PROBLEM => Set down each entry exactly as given; pictures should not appear in the copy.

RECORD EXTRACTS =>
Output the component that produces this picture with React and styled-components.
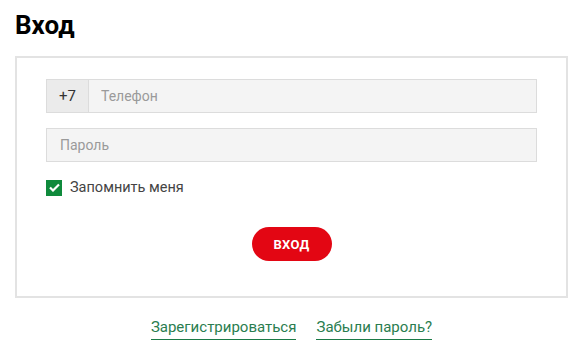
import React from 'react'
import styled, { createGlobalStyle } from 'styled-components'

const GlobalStyle = createGlobalStyle`
  body {
    margin: 0;
    background: #fff;
    font-family: Roboto, "Liberation Sans", sans-serif;
  }
`

const Page = styled.div`
  width: 584px;
  padding: 8px 16px 0 15px;
  box-sizing: border-box;
`

const Title = styled.h1`
  margin: 0 0 14px;
  font-family: Roboto, "Liberation Sans", sans-serif;
  font-weight: 700;
  font-size: 26px;
  line-height: 34px;
  color: #000;
`

const Card = styled.div`
  border: 2px solid #e3e3e3;
  padding: 21px 29px 35px;
  display: flex;
  flex-direction: column;
`

const Field = styled.div`
  display: flex;
  height: 34px;
  border: 1px solid #dcdcdc;
  background: #f4f4f4;
  box-sizing: border-box;
  margin-bottom: ${p => p.$gap || 0}px;
`

const Prefix = styled.div`
  width: 41px;
  display: flex;
  align-items: center;
  justify-content: center;
  background: #ebebeb;
  border-right: 1px solid #dcdcdc;
  font-size: 15px;
  color: #333;
`

const Input = styled.input`
  flex: 1;
  border: none;
  background: transparent;
  outline: none;
  padding: 0 ${p => p.$pad || 12}px;
  font-family: Roboto, "Liberation Sans", sans-serif;
  font-size: 14px;
  color: #333;
  &::placeholder {
    color: #9a9a9a;
  }
`

const Remember = styled.label`
  display: flex;
  align-items: center;
  gap: 8px;
  margin-top: 17px;
  font-size: 14.5px;
  color: #444;
`

const Box = styled.span`
  width: 16px;
  height: 16px;
  background: #0f8a3c;
  display: flex;
  align-items: center;
  justify-content: center;
`

const Submit = styled.button`
  align-self: center;
  margin-top: 31px;
  width: 80px;
  height: 34px;
  border: none;
  border-radius: 17px;
  background: #e30613;
  color: #fff;
  font-family: Roboto, "Liberation Sans", sans-serif;
  font-weight: 700;
  font-size: 13px;
  letter-spacing: 0.3px;
`

const Links = styled.div`
  display: flex;
  justify-content: center;
  gap: 20px;
  margin-top: 20px;
`

const Link = styled.a`
  font-size: 15px;
  color: #2a7d4f;
  text-decoration: none;
  padding-bottom: 3px;
  border-bottom: 1px solid #1c7a47;
  line-height: 18px;
`

export default function App () {
  return (
    <Page>
      <GlobalStyle />
      <Title>Вход</Title>
      <Card>
        <Field $gap={15}>
          <Prefix>+7</Prefix>
          <Input $pad={12} placeholder='Телефон' />
        </Field>
        <Field>
          <Input $pad={13} type='password' placeholder='Пароль' />
        </Field>
        <Remember>
          <Box>
            <svg width='11' height='9' viewBox='0 0 11 9'>
              <path d='M1 4.5 L4 7.5 L10 1.5' stroke='#fff' strokeWidth='2.2' fill='none' />
            </svg>
          </Box>
          Запомнить меня
        </Remember>
        <Submit>ВХОД</Submit>
      </Card>
      <Links>
        <Link href='#'>Зарегистрироваться</Link>
        <Link href='#'>Забыли пароль?</Link>
      </Links>
    </Page>
  )
}
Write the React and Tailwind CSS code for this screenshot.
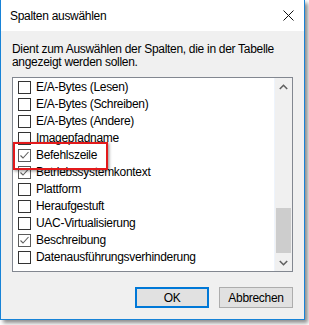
import React from 'react'

const items = [
  { label: 'E/A-Bytes (Lesen)', checked: false },
  { label: 'E/A-Bytes (Schreiben)', checked: false },
  { label: 'E/A-Bytes (Andere)', checked: false },
  { label: 'Imagepfadname', checked: false },
  { label: 'Befehlszeile', checked: true },
  { label: 'Betriebssystemkontext', checked: true },
  { label: 'Plattform', checked: false },
  { label: 'Heraufgestuft', checked: false },
  { label: 'UAC-Virtualisierung', checked: false },
  { label: 'Beschreibung', checked: true },
  { label: 'Datenausführungsverhinderung', checked: false },
]

function CheckBox({ checked }) {
  return (
    <div className={"w-[13px] h-[13px] shrink-0 border bg-white flex items-center justify-center " + (checked ? "border-[#5a5a5a]" : "border-[#333333]")}>
      {checked && (
        <svg width="11" height="11" viewBox="0 0 11 11">
          <path d="M1.5 5.5 L4 8 L9.5 2" fill="none" stroke="#5f5f5f" strokeWidth="1.1" />
        </svg>
      )}
    </div>
  )
}

export default function App() {
  return (
    <div className="w-[309px] h-[325px] bg-white relative" style={{ fontFamily: '"Liberation Sans", Arial, sans-serif' }}>
      <div className="w-[305px] h-[320px] bg-[#f0f0f0] border-l border-r border-b border-[#1883d7] shadow-[3px_3px_4px_rgba(0,0,0,0.45)] flex flex-col text-[12px] tracking-[-0.3px] text-black overflow-hidden">
        {/* Title bar */}
        <div className="h-[31px] bg-white flex items-center justify-between pl-[9px] pr-[10px] shrink-0">
          <span className="text-[12px]">Spalten auswählen</span>
          <svg width="11" height="11" viewBox="0 0 11 11">
            <path d="M0.5 0.5 L10.5 10.5 M10.5 0.5 L0.5 10.5" stroke="#111" strokeWidth="1" />
          </svg>
        </div>

        {/* Body */}
        <div className="flex flex-col px-[11px] pt-[12px]">
          <p className="leading-[13px] whitespace-nowrap">
            Dient zum Auswählen der Spalten, die in der Tabelle<br />angezeigt werden sollen.
          </p>

          <div className="relative mt-[8px] h-[195px] border border-[#828790] bg-white flex">
            <div className="flex-1 flex flex-col pt-[1px] pl-[5px] overflow-hidden">
              {items.map((item) => (
                <div key={item.label} className="h-[17px] shrink-0 flex items-center gap-[5px] whitespace-nowrap">
                  <CheckBox checked={item.checked} />
                  <span className="leading-[17px]">{item.label}</span>
                </div>
              ))}
            </div>
            {/* Scrollbar */}
            <div className="w-[18px] bg-[#f0f0f0] border-l border-[#eef4fc] flex flex-col items-center shrink-0">
              <div className="h-[17px] flex items-center justify-center w-full">
                <svg width="9" height="6" viewBox="0 0 9 6">
                  <path d="M0.8 5 L4.5 1.3 L8.2 5" fill="none" stroke="#606060" strokeWidth="1.6" />
                </svg>
              </div>
              <div className="flex-1 w-full flex flex-col justify-end px-[1px]">
                <div className="h-[45px] bg-[#cdcdcd] mb-[1px]" />
              </div>
              <div className="h-[17px] flex items-center justify-center w-full">
                <svg width="9" height="6" viewBox="0 0 9 6">
                  <path d="M0.8 1 L4.5 4.7 L8.2 1" fill="none" stroke="#606060" strokeWidth="1.6" />
                </svg>
              </div>
            </div>

            {/* Highlight */}
            <div className="absolute left-0 top-[64px] w-[95px] h-[28px] border-2 border-[#e3191b] shadow-[1px_1px_3px_rgba(0,0,0,0.45)]" />
          </div>

          <div className="flex justify-end gap-[10px] mt-[15px]">
            <button className="w-[74px] h-[21px] bg-[#e1e1e1] border-2 border-[#0078d7] text-[12px] leading-none">OK</button>
            <button className="w-[74px] h-[21px] bg-[#e1e1e1] border border-[#adadad] text-[12px] leading-none">Abbrechen</button>
          </div>
        </div>
      </div>
    </div>
  )
}
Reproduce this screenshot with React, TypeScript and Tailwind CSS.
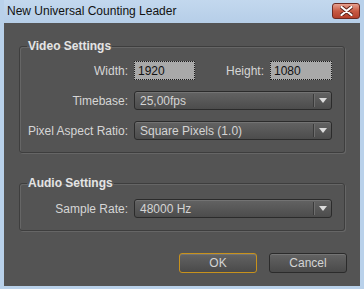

ANSWER =>
Output the component that produces this picture with React and styled-components.
import React from 'react'
import styled, { createGlobalStyle } from 'styled-components'

const GlobalStyle = createGlobalStyle`
  body {
    margin: 0;
    background: #fff;
    font-family: Roboto, "Liberation Sans", sans-serif;
  }
`

const Page = styled.div`
  width: 584px;
  padding: 8px 16px 0 15px;
  box-sizing: border-box;
`

const Title = styled.h1`
  margin: 0 0 14px;
  font-family: Roboto, "Liberation Sans", sans-serif;
  font-weight: 700;
  font-size: 26px;
  line-height: 34px;
  color: #000;
`

const Card = styled.div`
  border: 2px solid #e3e3e3;
  padding: 21px 29px 35px;
  display: flex;
  flex-direction: column;
`

const Field = styled.div`
  display: flex;
  height: 34px;
  border: 1px solid #dcdcdc;
  background: #f4f4f4;
  box-sizing: border-box;
  margin-bottom: ${p => p.$gap || 0}px;
`

const Prefix = styled.div`
  width: 41px;
  display: flex;
  align-items: center;
  justify-content: center;
  background: #ebebeb;
  border-right: 1px solid #dcdcdc;
  font-size: 15px;
  color: #333;
`

const Input = styled.input`
  flex: 1;
  border: none;
  background: transparent;
  outline: none;
  padding: 0 ${p => p.$pad || 12}px;
  font-family: Roboto, "Liberation Sans", sans-serif;
  font-size: 14px;
  color: #333;
  &::placeholder {
    color: #9a9a9a;
  }
`

const Remember = styled.label`
  display: flex;
  align-items: center;
  gap: 8px;
  margin-top: 17px;
  font-size: 14.5px;
  color: #444;
`

const Box = styled.span`
  width: 16px;
  height: 16px;
  background: #0f8a3c;
  display: flex;
  align-items: center;
  justify-content: center;
`

const Submit = styled.button`
  align-self: center;
  margin-top: 31px;
  width: 80px;
  height: 34px;
  border: none;
  border-radius: 17px;
  background: #e30613;
  color: #fff;
  font-family: Roboto, "Liberation Sans", sans-serif;
  font-weight: 700;
  font-size: 13px;
  letter-spacing: 0.3px;
`

const Links = styled.div`
  display: flex;
  justify-content: center;
  gap: 20px;
  margin-top: 20px;
`

const Link = styled.a`
  font-size: 15px;
  color: #2a7d4f;
  text-decoration: none;
  padding-bottom: 3px;
  border-bottom: 1px solid #1c7a47;
  line-height: 18px;
`

export default function App () {
  return (
    <Page>
      <GlobalStyle />
      <Title>Вход</Title>
      <Card>
        <Field $gap={15}>
          <Prefix>+7</Prefix>
          <Input $pad={12} placeholder='Телефон' />
        </Field>
        <Field>
          <Input $pad={13} type='password' placeholder='Пароль' />
        </Field>
        <Remember>
          <Box>
            <svg width='11' height='9' viewBox='0 0 11 9'>
              <path d='M1 4.5 L4 7.5 L10 1.5' stroke='#fff' strokeWidth='2.2' fill='none' />
            </svg>
          </Box>
          Запомнить меня
        </Remember>
        <Submit>ВХОД</Submit>
      </Card>
      <Links>
        <Link href='#'>Зарегистрироваться</Link>
        <Link href='#'>Забыли пароль?</Link>
      </Links>
    </Page>
  )
}
Write the React and Tailwind CSS code for this screenshot.
import React from 'react'

const items = [
  { label: 'E/A-Bytes (Lesen)', checked: false },
  { label: 'E/A-Bytes (Schreiben)', checked: false },
  { label: 'E/A-Bytes (Andere)', checked: false },
  { label: 'Imagepfadname', checked: false },
  { label: 'Befehlszeile', checked: true },
  { label: 'Betriebssystemkontext', checked: true },
  { label: 'Plattform', checked: false },
  { label: 'Heraufgestuft', checked: false },
  { label: 'UAC-Virtualisierung', checked: false },
  { label: 'Beschreibung', checked: true },
  { label: 'Datenausführungsverhinderung', checked: false },
]

function CheckBox({ checked }) {
  return (
    <div className={"w-[13px] h-[13px] shrink-0 border bg-white flex items-center justify-center " + (checked ? "border-[#5a5a5a]" : "border-[#333333]")}>
      {checked && (
        <svg width="11" height="11" viewBox="0 0 11 11">
          <path d="M1.5 5.5 L4 8 L9.5 2" fill="none" stroke="#5f5f5f" strokeWidth="1.1" />
        </svg>
      )}
    </div>
  )
}

export default function App() {
  return (
    <div className="w-[309px] h-[325px] bg-white relative" style={{ fontFamily: '"Liberation Sans", Arial, sans-serif' }}>
      <div className="w-[305px] h-[320px] bg-[#f0f0f0] border-l border-r border-b border-[#1883d7] shadow-[3px_3px_4px_rgba(0,0,0,0.45)] flex flex-col text-[12px] tracking-[-0.3px] text-black overflow-hidden">
        {/* Title bar */}
        <div className="h-[31px] bg-white flex items-center justify-between pl-[9px] pr-[10px] shrink-0">
          <span className="text-[12px]">Spalten auswählen</span>
          <svg width="11" height="11" viewBox="0 0 11 11">
            <path d="M0.5 0.5 L10.5 10.5 M10.5 0.5 L0.5 10.5" stroke="#111" strokeWidth="1" />
          </svg>
        </div>

        {/* Body */}
        <div className="flex flex-col px-[11px] pt-[12px]">
          <p className="leading-[13px] whitespace-nowrap">
            Dient zum Auswählen der Spalten, die in der Tabelle<br />angezeigt werden sollen.
          </p>

          <div className="relative mt-[8px] h-[195px] border border-[#828790] bg-white flex">
            <div className="flex-1 flex flex-col pt-[1px] pl-[5px] overflow-hidden">
              {items.map((item) => (
                <div key={item.label} className="h-[17px] shrink-0 flex items-center gap-[5px] whitespace-nowrap">
                  <CheckBox checked={item.checked} />
                  <span className="leading-[17px]">{item.label}</span>
                </div>
              ))}
            </div>
            {/* Scrollbar */}
            <div className="w-[18px] bg-[#f0f0f0] border-l border-[#eef4fc] flex flex-col items-center shrink-0">
              <div className="h-[17px] flex items-center justify-center w-full">
                <svg width="9" height="6" viewBox="0 0 9 6">
                  <path d="M0.8 5 L4.5 1.3 L8.2 5" fill="none" stroke="#606060" strokeWidth="1.6" />
                </svg>
              </div>
              <div className="flex-1 w-full flex flex-col justify-end px-[1px]">
                <div className="h-[45px] bg-[#cdcdcd] mb-[1px]" />
              </div>
              <div className="h-[17px] flex items-center justify-center w-full">
                <svg width="9" height="6" viewBox="0 0 9 6">
                  <path d="M0.8 1 L4.5 4.7 L8.2 1" fill="none" stroke="#606060" strokeWidth="1.6" />
                </svg>
              </div>
            </div>

            {/* Highlight */}
            <div className="absolute left-0 top-[64px] w-[95px] h-[28px] border-2 border-[#e3191b] shadow-[1px_1px_3px_rgba(0,0,0,0.45)]" />
          </div>

          <div className="flex justify-end gap-[10px] mt-[15px]">
            <button className="w-[74px] h-[21px] bg-[#e1e1e1] border-2 border-[#0078d7] text-[12px] leading-none">OK</button>
            <button className="w-[74px] h-[21px] bg-[#e1e1e1] border border-[#adadad] text-[12px] leading-none">Abbrechen</button>
          </div>
        </div>
      </div>
    </div>
  )
}
Reproduce this screenshot with React, TypeScript and Tailwind CSS.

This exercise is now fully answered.